Кэтлин Ханна: Это было очень захватывающее время в Олимпии, потому что многие из нас были юными идеалистами. Мы обменивались книгами и пластинками, подсаживая друг друга на ту или иную музыку. У Тоби была лучшая коллекция музыки, и она делала всем микстейпы. Нам очень нравилось быть в феминистской группе. Важной частью нашей миссии было то, что мы пытались вдохновлять других девушек играть музыку, потому что на самом деле у нас была корыстная цель – мы хотели сформировать собственную сцену. Гранж в числе прочего показал нам, что мощная музыкальная сцена может быть создана прямо там же, где мы живем.

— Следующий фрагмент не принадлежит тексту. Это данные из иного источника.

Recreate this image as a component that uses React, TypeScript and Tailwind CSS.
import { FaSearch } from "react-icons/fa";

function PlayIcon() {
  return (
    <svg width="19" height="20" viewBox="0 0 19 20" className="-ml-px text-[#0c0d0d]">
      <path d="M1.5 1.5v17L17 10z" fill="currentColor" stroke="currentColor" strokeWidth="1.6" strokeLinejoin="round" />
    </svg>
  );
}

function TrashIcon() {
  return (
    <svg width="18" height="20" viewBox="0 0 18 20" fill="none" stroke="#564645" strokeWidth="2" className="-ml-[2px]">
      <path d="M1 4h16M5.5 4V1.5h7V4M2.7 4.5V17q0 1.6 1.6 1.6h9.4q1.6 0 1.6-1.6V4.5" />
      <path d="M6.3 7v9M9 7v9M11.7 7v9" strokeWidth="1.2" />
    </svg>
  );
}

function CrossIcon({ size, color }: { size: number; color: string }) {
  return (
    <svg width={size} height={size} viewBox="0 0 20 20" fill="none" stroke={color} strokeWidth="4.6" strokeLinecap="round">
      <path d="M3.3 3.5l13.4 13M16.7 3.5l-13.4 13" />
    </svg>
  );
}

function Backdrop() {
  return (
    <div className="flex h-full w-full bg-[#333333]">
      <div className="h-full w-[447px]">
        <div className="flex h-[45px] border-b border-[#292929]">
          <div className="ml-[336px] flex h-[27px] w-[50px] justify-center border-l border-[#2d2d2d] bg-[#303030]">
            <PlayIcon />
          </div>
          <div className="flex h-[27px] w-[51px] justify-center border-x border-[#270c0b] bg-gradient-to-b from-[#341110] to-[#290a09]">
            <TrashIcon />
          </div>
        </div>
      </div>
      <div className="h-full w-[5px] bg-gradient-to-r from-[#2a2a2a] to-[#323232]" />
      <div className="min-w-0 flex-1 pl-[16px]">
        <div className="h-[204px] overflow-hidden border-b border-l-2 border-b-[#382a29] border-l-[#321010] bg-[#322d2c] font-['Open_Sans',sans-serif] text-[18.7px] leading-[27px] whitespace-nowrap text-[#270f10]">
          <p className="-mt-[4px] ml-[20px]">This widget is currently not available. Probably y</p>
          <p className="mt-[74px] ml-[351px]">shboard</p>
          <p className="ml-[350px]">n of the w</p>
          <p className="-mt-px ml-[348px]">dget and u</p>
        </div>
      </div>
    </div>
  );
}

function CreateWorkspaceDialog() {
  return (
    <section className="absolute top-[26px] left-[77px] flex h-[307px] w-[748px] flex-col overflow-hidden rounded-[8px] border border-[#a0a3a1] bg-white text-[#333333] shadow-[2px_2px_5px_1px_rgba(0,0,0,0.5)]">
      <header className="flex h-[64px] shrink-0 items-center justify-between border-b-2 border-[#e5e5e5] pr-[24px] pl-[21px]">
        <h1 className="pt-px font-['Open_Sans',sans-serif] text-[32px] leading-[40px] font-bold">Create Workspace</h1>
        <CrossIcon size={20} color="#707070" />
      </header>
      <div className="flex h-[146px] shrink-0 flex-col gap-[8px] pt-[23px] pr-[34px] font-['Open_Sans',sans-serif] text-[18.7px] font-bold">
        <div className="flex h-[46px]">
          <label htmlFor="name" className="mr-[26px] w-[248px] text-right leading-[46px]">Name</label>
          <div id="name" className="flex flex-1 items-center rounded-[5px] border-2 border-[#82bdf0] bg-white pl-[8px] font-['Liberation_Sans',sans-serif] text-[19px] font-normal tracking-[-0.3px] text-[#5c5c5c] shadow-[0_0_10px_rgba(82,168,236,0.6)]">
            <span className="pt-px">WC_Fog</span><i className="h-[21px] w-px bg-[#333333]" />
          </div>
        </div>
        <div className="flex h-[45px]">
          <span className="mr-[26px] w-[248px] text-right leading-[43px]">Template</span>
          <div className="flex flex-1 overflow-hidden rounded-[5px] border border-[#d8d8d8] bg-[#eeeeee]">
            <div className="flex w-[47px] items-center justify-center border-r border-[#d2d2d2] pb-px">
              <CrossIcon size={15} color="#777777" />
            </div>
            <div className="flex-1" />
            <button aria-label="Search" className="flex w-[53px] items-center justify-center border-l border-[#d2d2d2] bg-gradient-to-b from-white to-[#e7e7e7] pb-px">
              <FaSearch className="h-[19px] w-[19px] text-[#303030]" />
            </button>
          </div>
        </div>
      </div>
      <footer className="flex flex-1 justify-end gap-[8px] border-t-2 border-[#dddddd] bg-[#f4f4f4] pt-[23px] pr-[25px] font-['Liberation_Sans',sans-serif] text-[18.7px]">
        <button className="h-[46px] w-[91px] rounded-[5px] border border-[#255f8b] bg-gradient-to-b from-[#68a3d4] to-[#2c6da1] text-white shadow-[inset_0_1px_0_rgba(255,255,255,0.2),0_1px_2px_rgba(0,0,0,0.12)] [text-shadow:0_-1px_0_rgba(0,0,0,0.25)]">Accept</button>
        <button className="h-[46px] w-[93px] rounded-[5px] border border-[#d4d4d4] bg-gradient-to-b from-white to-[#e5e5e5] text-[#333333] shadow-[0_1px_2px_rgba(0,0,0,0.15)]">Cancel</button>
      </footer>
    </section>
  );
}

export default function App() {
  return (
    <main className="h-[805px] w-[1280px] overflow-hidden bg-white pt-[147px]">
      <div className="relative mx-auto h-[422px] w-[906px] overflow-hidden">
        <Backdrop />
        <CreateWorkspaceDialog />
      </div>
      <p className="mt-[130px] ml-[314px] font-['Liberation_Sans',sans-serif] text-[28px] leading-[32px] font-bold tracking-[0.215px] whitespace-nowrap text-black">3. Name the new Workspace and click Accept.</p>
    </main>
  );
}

Но мы не были фактически частью той сцены, там были в основном парни. И было, конечно, много сексизма. Была Ким из Fastbacks, но кроме нее, девушек было крайне мало. Мы старались, чтобы больше женщин приходило на концерты, чтобы женщины говорили о сексизме, сами организовывали группы. Мы хотели иметь свою собственную сцену, к которой мы могли бы отнести себя – так же, как например Nirvana функционировали в рамках определенной сцены. Но мы все были немного разрозненны – такие группы, как Babes in Toyland, Scrawl, Calamity Jane.

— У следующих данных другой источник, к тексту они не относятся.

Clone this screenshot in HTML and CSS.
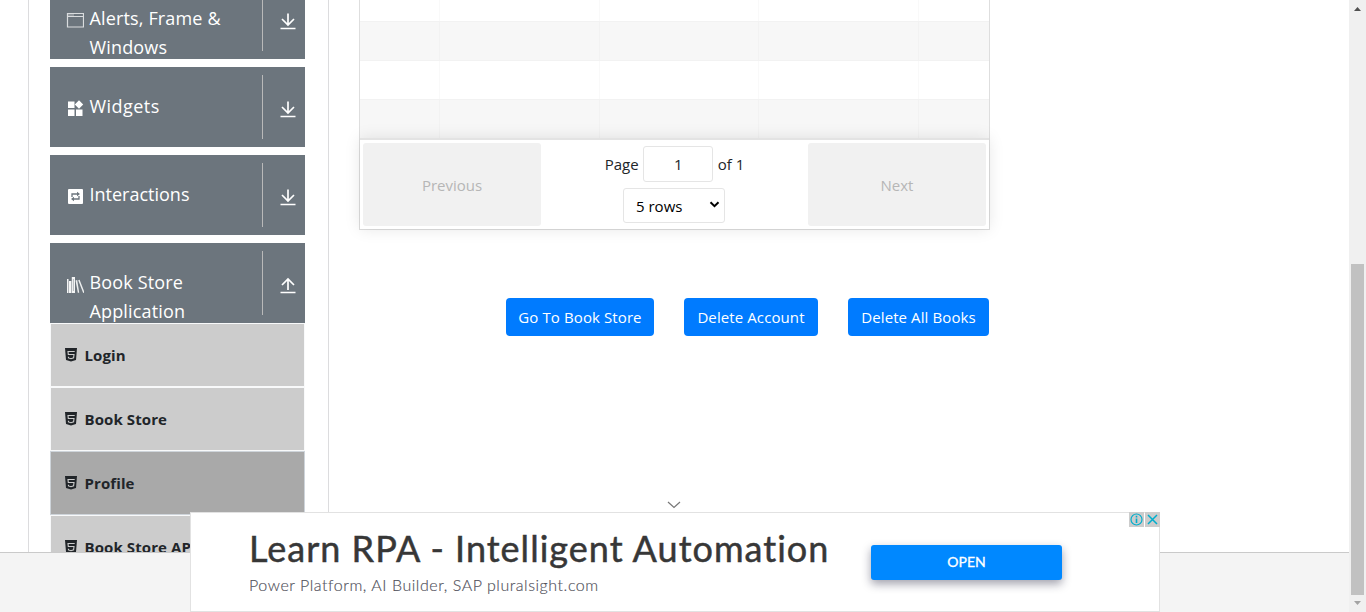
FILE: index.html
```html
<!DOCTYPE html>
<html lang="en">
<head>
<meta charset="utf-8">
<title>Profile</title>
<link rel="stylesheet" href="styles.css">
</head>
<body>
<svg class="defs" aria-hidden="true">
  <symbol id="down" viewBox="0 0 16 18"><path d="M8 1.500v11M2 7l6 6 6-6M.5 16.500h15" fill="none" stroke="#fff" stroke-width="1.700"/></symbol>
  <symbol id="up" viewBox="0 0 16 18"><path d="M8 14V3M2 9l6-6 6 6M.5 16.500h15" fill="none" stroke="#fff" stroke-width="1.700"/></symbol>
  <symbol id="html5" viewBox="0 0 12 14"><path d="M0 0h12l-1 12-5 1.500L1 12z" fill="#212529"/><path d="M9.700 3.500H3l.3 3h5.700l-.4 3.400-2.600.8-2.500-.8-.1-1.200" fill="none" stroke="#ccc" stroke-width="1.100"/></symbol>
</svg>
<div class="window">
  <div class="page">
    <main class="main">
      <aside class="sidebar">
        <div class="group">
          <svg class="group-icon" viewBox="0 0 18 18"><path d="M1.500 2.500h16v13.500h-16zM1.500 5.500h16" fill="none" stroke="#d9dcde" stroke-width="1.200"/><path d="M2.500 4h1m1 0h1m1 0h1" stroke="#fff"/></svg>
          <span class="group-name">Alerts, Frame &amp; Windows</span>
          <span class="toggle"><svg class="arrow"><use href="#down"/></svg></span>
        </div>
        <div class="group">
          <svg class="group-icon" viewBox="0 0 18 18"><path d="M2 2.500h6.500V9H2zM2 10.500h6.500V17H2zM10 10.500h6.500V17H10zM13 1.300l4.200 4.200L13 9.700 8.800 5.500z" fill="#fff"/></svg>
          <span class="group-name widgets">Widgets</span>
          <span class="toggle"><svg class="arrow"><use href="#down"/></svg></span>
        </div>
        <div class="group">
          <svg class="group-icon" viewBox="0 0 18 18"><rect x="2" y="2" width="15" height="15" rx="1" fill="#fff"/><path d="M6 10V7h6M13 9v3H7" fill="none" stroke="#6c757d" stroke-width="1.300"/><path d="M11 4.800l3 2.200-3 2.200zM8 9.800l-3 2.200 3 2.200z" fill="#6c757d"/></svg>
          <span class="group-name inter">Interactions</span>
          <span class="toggle"><svg class="arrow"><use href="#down"/></svg></span>
        </div>
        <div class="group">
          <svg class="group-icon" viewBox="0 0 18 18"><path d="M1 4h1.500v14H1zM3 6h2.300v12H3zM5.800 2H9v16H5.800z" fill="#f4f5f5"/><path d="M7.400 4v12" stroke="#9ba1a6" stroke-width=".7"/><path d="M9.500 5.500l1.700-.4 2 12.400-1.300.5zM12.200 5.300l1.400-.5 5 12.700-1.400.5z" fill="#eceeee"/></svg>
          <span class="group-name">Book Store Application</span>
          <span class="toggle"><svg class="arrow"><use href="#up"/></svg></span>
        </div>
        <ul class="menu">
          <li class="item"><svg class="item-icon"><use href="#html5"/></svg><span>Login</span></li>
          <li class="item"><svg class="item-icon"><use href="#html5"/></svg><span>Book Store</span></li>
          <li class="item active"><svg class="item-icon"><use href="#html5"/></svg><span>Profile</span></li>
          <li class="item"><svg class="item-icon"><use href="#html5"/></svg><span>Book Store API</span></li>
        </ul>
      </aside>
      <section class="content">
        <div class="table">
          <div class="row first"><i></i><i></i><i></i><i></i><i></i></div>
          <div class="row odd"><i></i><i></i><i></i><i></i><i></i></div>
          <div class="row even"><i></i><i></i><i></i><i></i><i></i></div>
          <div class="row last"><i></i><i></i><i></i><i></i><i></i></div>
          <div class="pagination">
            <div class="pager">Previous</div>
            <div class="pages">
              <div class="page-line"><span>Page</span><span class="page-number">1</span><span>of 1</span></div>
              <div class="select"><span>5 rows</span><svg class="caret" viewBox="0 0 10 7"><path d="M1 1.200l4 4 4-4" fill="none" stroke="#000" stroke-width="2"/></svg></div>
            </div>
            <div class="pager">Next</div>
          </div>
        </div>
        <div class="buttons">
          <div class="button b1">Go To Book Store</div>
          <div class="button b2">Delete Account</div>
          <div class="button b3">Delete All Books</div>
        </div>
      </section>
    </main>
    <footer class="footer"></footer>
  </div>
  <div class="scrollbar">
    <svg class="scroll-arrow" viewBox="0 0 7 4"><path d="M0 4l3.500-4L7 4z" fill="#505050"/></svg>
    <div class="thumb"></div>
    <svg class="scroll-arrow" viewBox="0 0 7 4"><path d="M0 0h7L3.500 4z" fill="#a3a3a3"/></svg>
  </div>
</div>
<svg class="collapse" viewBox="0 0 14 8"><path d="M1 1l6 5.500L13 1" fill="none" stroke="#777" stroke-width="1.200"/></svg>
<div class="ad">
  <div class="ad-text">
    <div class="ad-title">Learn RPA - Intelligent Automation</div>
    <div class="ad-sub">Power Platform, AI Builder, SAP pluralsight.com</div>
  </div>
  <div class="ad-open">OPEN</div>
  <div class="ad-badges">
    <svg class="badge" viewBox="0 0 15 15"><circle cx="7.500" cy="7.500" r="5.500" fill="none" stroke="#00aecd" stroke-width="1.200"/><path d="M7.500 6.500v4.500M7.500 3.800v1.600" stroke="#00aecd" stroke-width="1.600"/></svg>
    <svg class="badge" viewBox="0 0 15 15"><path d="M3 3l9 9M12 3l-9 9" stroke="#00aecd" stroke-width="1.500"/></svg>
  </div>
</div>
</body>
</html>
```
FILE: styles.css
```css
* { box-sizing: border-box; }
body { margin: 0; height: 612px; overflow: hidden; position: relative; background: #fff; color: #212529; font: 16px/24px "Open Sans", "Noto Sans", sans-serif; }
.defs { position: absolute; width: 0; height: 0; }
.window { display: flex; height: 612px; }
.page { width: 1349px; display: flex; flex-direction: column; }
.main { height: 552px; overflow: hidden; display: flex; padding-left: 28px; }
.footer { height: 60px; background: #f4f4f4; border-top: 1px solid #cacaca; }
.sidebar { width: 301px; height: 600px; flex: none; border: solid #dcdcde; border-width: 0 1px; padding: 0 23px 0 21px; margin-top: -21px; }
.group { height: 80px; margin-bottom: 8px; background: #6c757d; color: #fff; display: flex; overflow: hidden; }
.group:nth-child(4) { margin-bottom: 0; }
.group-icon { width: 18px; height: 18px; margin: 32px 0 0 16px; flex: none; }
.group-name { width: 145px; margin: 25px 0 0 5.500px; font-size: 18px; line-height: 29px; letter-spacing: .15px; }
.group-name.widgets { letter-spacing: .45px; }
.group-name.inter { letter-spacing: 0; }
.toggle { margin: 8px 0 0 auto; width: 43px; height: 64px; border-left: 1px solid #b9b9b9; display: flex; }
.arrow { width: 16px; height: 18px; margin: 25px 0 0 16.500px; }
.menu { list-style: none; margin: 0; padding: 0; }
.item { height: 64px; background: #ccc; border: 1px solid #f8f9fa; display: flex; align-items: center; font-weight: 700; font-size: 15px; letter-spacing: .1px; padding-left: 14px; gap: 7.500px; white-space: nowrap; }
.item.active { background: #a9a9a9; border-color: #ced4da; }
.item-icon { width: 12px; height: 14px; }
.content { width: 661px; padding-left: 30px; }
.table { width: 631px; border: 1px solid #dedede; border-top: 0; }
.row { display: flex; border-top: 1px solid #f2f2f2; height: 39px; }
.row i { width: 160px; border-right: 1px solid #f9f9f9; }
.row i:first-child { width: 80px; }
.row i:nth-child(3) { width: 159px; }
.row i:last-child { flex: 1; border: 0; }
.row.first { height: 21px; border: 0; }
.row.odd, .row.last { background: #f7f7f7; }
.row.odd i, .row.last i { border-color: #f2f2f2; }
.pagination { position: relative; height: 91px; background: #fff; border-top: 2px solid #e3e3e3; box-shadow: 0 0 15px rgba(0,0,0,.1); padding: 3px; display: flex; }
.pager { width: 178px; height: 83px; border-radius: 3px; background: #f1f1f1; color: #b6b6b6; display: flex; align-items: center; justify-content: center; font-size: 15px; }
.pages { flex: 1; display: flex; flex-direction: column; align-items: center; padding-top: 3px; gap: 6px; font-size: 15px; }
.page-line { display: flex; align-items: center; gap: 4.500px; }
.page-number { width: 70px; height: 36px; line-height: 34px; border: 1px solid #e5e5e5; border-radius: 3px; text-align: center; }
.select { width: 102px; height: 35px; margin-right: 1px; border: 1px solid #e5e5e5; border-radius: 3px; display: flex; align-items: center; justify-content: space-between; color: #000; padding: 1px 4px 0 12px; }
.caret { width: 11px; height: 7px; margin-top: -3px; }
.buttons { display: flex; gap: 30px; margin: 68px 0 0 147px; }
.button { height: 38px; border-radius: 4px; background: #007bff; color: #fff; text-align: center; line-height: 38px; font-size: 15px; letter-spacing: .1px; white-space: nowrap; }
.b1 { width: 148px; }
.b2 { width: 134px; }
.b3 { width: 141px; }
.scrollbar { width: 17px; background: #f0f0f0; display: flex; flex-direction: column; align-items: center; padding: 7px 0; }
.scroll-arrow { width: 7px; height: 4px; }
.thumb { width: 13px; height: 331px; background: #c1c1c1; margin: 253px 0 6px; }
.collapse { position: absolute; left: 666.500px; top: 501px; width: 14px; height: 8px; }
.ad { position: absolute; left: 190px; top: 512px; width: 970px; height: 100px; background: #fff; border: 1px solid #e2e2e2; display: flex; }
.ad-text { width: 680px; padding: 14px 0 0 58px; white-space: nowrap; }
.ad-title { font: 36px/42px Lato, sans-serif; color: #373737; letter-spacing: 1.020px; -webkit-text-stroke: .5px #373737; }
.ad-sub { font: 300 16px/20px Lato, sans-serif; color: #50505a; margin-top: 6px; letter-spacing: .55px; -webkit-text-stroke: .15px #50505a; }
.ad-open { width: 191px; height: 35px; margin-top: 32px; border-radius: 3px; background: #08f; color: #fff; text-align: center; font: 14px/34px Lato, sans-serif; -webkit-text-stroke: .3px #fff; box-shadow: 0 4px 10px rgba(20,20,50,.4); }
.ad-badges { position: absolute; right: -1px; top: -1px; display: flex; gap: 1px; }
.badge { width: 15px; height: 15px; background: #ccc; }
```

Эллисон Вольф: После окончания школы я уехала на год в Таиланд студенткой по обмену, и вернулась обратно как раз к лету 1989 года. Я чувствовала себя отделенной от моих друзей – казалось, что всё надо начинать заново. Я стала намного больше тусоваться на панк-рок-концертах. И тем же летом я увлеклась Beat Happening и всеми этими пластинками от K Records. Меня очень заинтересовала идея того, что можно делать музыку в своей собственной квартире для себя и своих друзей.
А еще в Reko Muse стали проводиться концерты, и я ходила на многие из них. Часто видела Кэтлин Ханну в автобусе, а также на разных вечеринках и концертах; я была очень ею заинтригована. Она выглядела, как танкистка (персонаж комиксов Tank Girl – прим.пер.) – с бритой головой и частично длинными прядями. Она казалась мне очень жесткой и крутой. Однажды я пошла в Reko Muse, и она там выступала на сцене в составе Viva Knievel. Они были типа рок-группой, а она пела, и у нее получалось это так мощно – она казалась просто безумной на сцене. Я была очень впечатлена этим. И тем же летом я ходила на концерт Calamity Jane, это также произвело на меня огромное впечатление. Это были, наверное, первые женские группы, которые мне довелось увидеть.
Я уехала учиться осенью в университет в Орегон. Там моей соседкой в общежитии была Молли Ньюман. Она очень приглянулась мне, потому что была такой громкой, дерзкой, кричала на людей – она казалась очень крутой. Мы начали всё делать вместе, я подсадила ее на музыку с K Records. А она увлекла меня такими группами, как Public Enemy. Она тогда была очень политизированной, говорила о расизме и подобных вещах. Мы здорово влияли друг на друга. Наша заинтересованность политикой, а также DIY–музыкой заставила нас обеих восхищаться музыкальной сценой Олимпии, и у нас появилась идея создать что-то своё.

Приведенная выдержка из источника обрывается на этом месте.